DATASET CONTENT ▸
************

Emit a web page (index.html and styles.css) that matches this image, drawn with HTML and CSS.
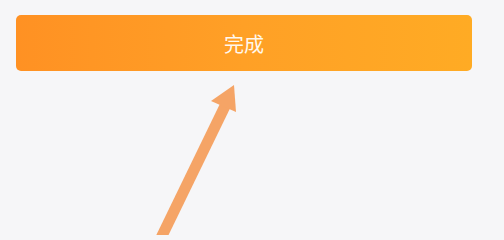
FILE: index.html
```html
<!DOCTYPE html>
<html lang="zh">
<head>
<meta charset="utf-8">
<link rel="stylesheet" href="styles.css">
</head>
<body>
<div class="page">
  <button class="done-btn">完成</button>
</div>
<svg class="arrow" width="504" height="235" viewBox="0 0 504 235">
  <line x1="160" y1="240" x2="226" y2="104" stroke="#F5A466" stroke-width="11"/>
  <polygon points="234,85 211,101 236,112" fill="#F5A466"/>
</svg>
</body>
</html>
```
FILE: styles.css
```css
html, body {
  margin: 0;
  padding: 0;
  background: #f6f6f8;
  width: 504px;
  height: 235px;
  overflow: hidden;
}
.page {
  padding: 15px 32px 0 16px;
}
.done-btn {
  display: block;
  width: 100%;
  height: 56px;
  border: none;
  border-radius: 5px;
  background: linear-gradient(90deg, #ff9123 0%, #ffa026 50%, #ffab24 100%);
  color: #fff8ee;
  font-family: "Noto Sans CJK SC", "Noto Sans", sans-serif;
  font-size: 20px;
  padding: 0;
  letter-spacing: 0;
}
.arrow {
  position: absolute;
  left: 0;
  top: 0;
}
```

************

PROBLEM ▸ The listing above needs to be output again exactly. Don't include the pictures.

WRITTEN SOLUTION ▸
Emit a web page (index.html and styles.css) that matches this image, drawn with HTML and CSS.
FILE: index.html
```html
<!DOCTYPE html>
<html lang="zh">
<head>
<meta charset="utf-8">
<link rel="stylesheet" href="styles.css">
</head>
<body>
<div class="page">
  <button class="done-btn">完成</button>
</div>
<svg class="arrow" width="504" height="235" viewBox="0 0 504 235">
  <line x1="160" y1="240" x2="226" y2="104" stroke="#F5A466" stroke-width="11"/>
  <polygon points="234,85 211,101 236,112" fill="#F5A466"/>
</svg>
</body>
</html>
```
FILE: styles.css
```css
html, body {
  margin: 0;
  padding: 0;
  background: #f6f6f8;
  width: 504px;
  height: 235px;
  overflow: hidden;
}
.page {
  padding: 15px 32px 0 16px;
}
.done-btn {
  display: block;
  width: 100%;
  height: 56px;
  border: none;
  border-radius: 5px;
  background: linear-gradient(90deg, #ff9123 0%, #ffa026 50%, #ffab24 100%);
  color: #fff8ee;
  font-family: "Noto Sans CJK SC", "Noto Sans", sans-serif;
  font-size: 20px;
  padding: 0;
  letter-spacing: 0;
}
.arrow {
  position: absolute;
  left: 0;
  top: 0;
}
```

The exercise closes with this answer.